State Farm files request with state to raise homeowners’ insurance rates
July 17th, 2009
The Lufkin Daily News
In addition to rising property taxes, Angelina County homeowners are taking another hit this year — higher homeowners’ insurance premiums.
Insurance giant State Farm Lloyds filed with the Texas Department of Insurance on July 15 to increase its homeowners’ insurance rates in Texas by an average of 8.5 percent starting on Oct. 1 for existing customers upon renewal and Sept. 1 for new customers. Angelina County’s increase is below the state average at 5.7 percent. State Farm noted that 350,000 of its 1.2 million customers will see no change or a decrease in their rates as a result of the filing.
“We’ve seen major insurance carriers Allstate and Farmers raise their rates and now State Farm is completing the rate hike trifecta,” said N. Alex Winslow, executive director of Texas Watch, a consumer rights group based in Austin.
State Farm Lloyds called 2008 “the worst catastrophic loss year in Texas history” with hurricanes Dolly, Ike and numerous spring hail storms across the state. The result: claims totaling $1.4 billion. Through May of 2009, State Farm paid $572.8 million in weather-related claims, already ranking 2009 second only to 2008 as the most costly of the last five claim years even prior to the start of hurricane season, the company said in a press release.
“Having the financial ability to keep our promises and pay claims is our priority. This rate increase is a step toward rate adequacy,” said Senior Vice President Mike Wey.
Winslow said he believes that insurance carriers are going to be looking for any reason possible to increase rates and reduce coverage.
“We’ve already paid for Hurricane Ike in 2008 premiums,” he said. “Insurance premiums are designed to pay for risks going forward not to recuperate part of last year’s losses. To suggest that insurance companies need to raise rates to pay for Ike damage is disingenuous.”
He added that lawmakers should have passed legislation to help homeowners this session, but didn’t to make it a priority — something made evident when the legislature put voter identification laws before insurance reform on the agenda, Winslow said.
“I don’t know how important voter ID is to you, but we’re in the middle of an economic crisis the likes of which we haven’t seen (in a number of years). Insurance reform should have been a higher priority but they didn’t do that this session,” he said. “Because of their failure to act it appears insurance carriers have become emboldened.” State Rep. Jim McReynolds (D-Lufkin) said he would liked to have heard insurance reform legislation this session as it would have been “warmly welcomed by most Texans.”

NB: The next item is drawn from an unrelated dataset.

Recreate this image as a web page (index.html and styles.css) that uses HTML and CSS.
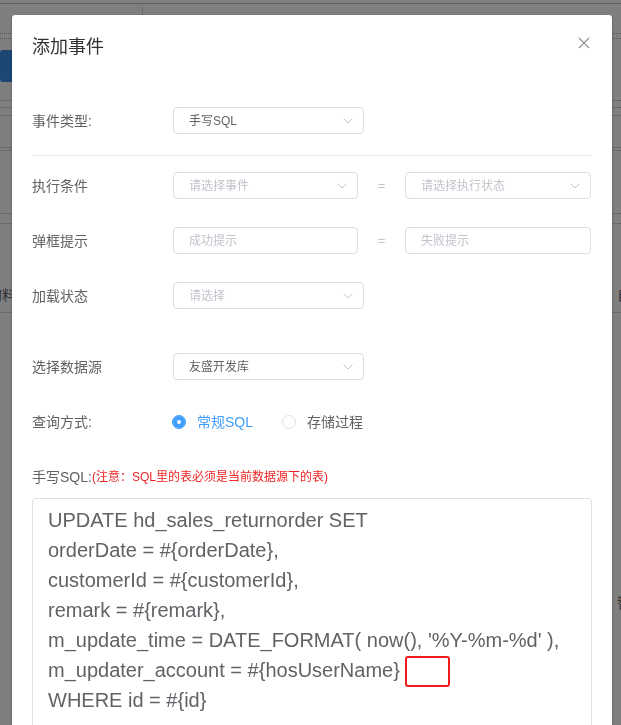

“We’re spending up to 25 percent of our family income on insurance. Texas is one of the highest in the nation for insurance premiums and it hurts all of us,” McReynolds said. “It will be one of the things we take up next time, without a doubt. We’ll make some radical changes to get those premiums down in the next session.”
State Farm Lloyds is currently operating at a rate deficit of 13.5 percent, the company said in a press release. In 2008, the company reported an after-tax net loss of $549 million, compared to a $5.46 billion net income in 2007.
“These big companies need to make a profit to stay in business, but don’t feel sorry for them,” McReynolds said of State Farm’s $542 million net loss in 2008 compared to its $5.46 billion net income in 2007. “It’s not the local mom and pop insurance agencies that are causing this but instead these big corporate underwriters.”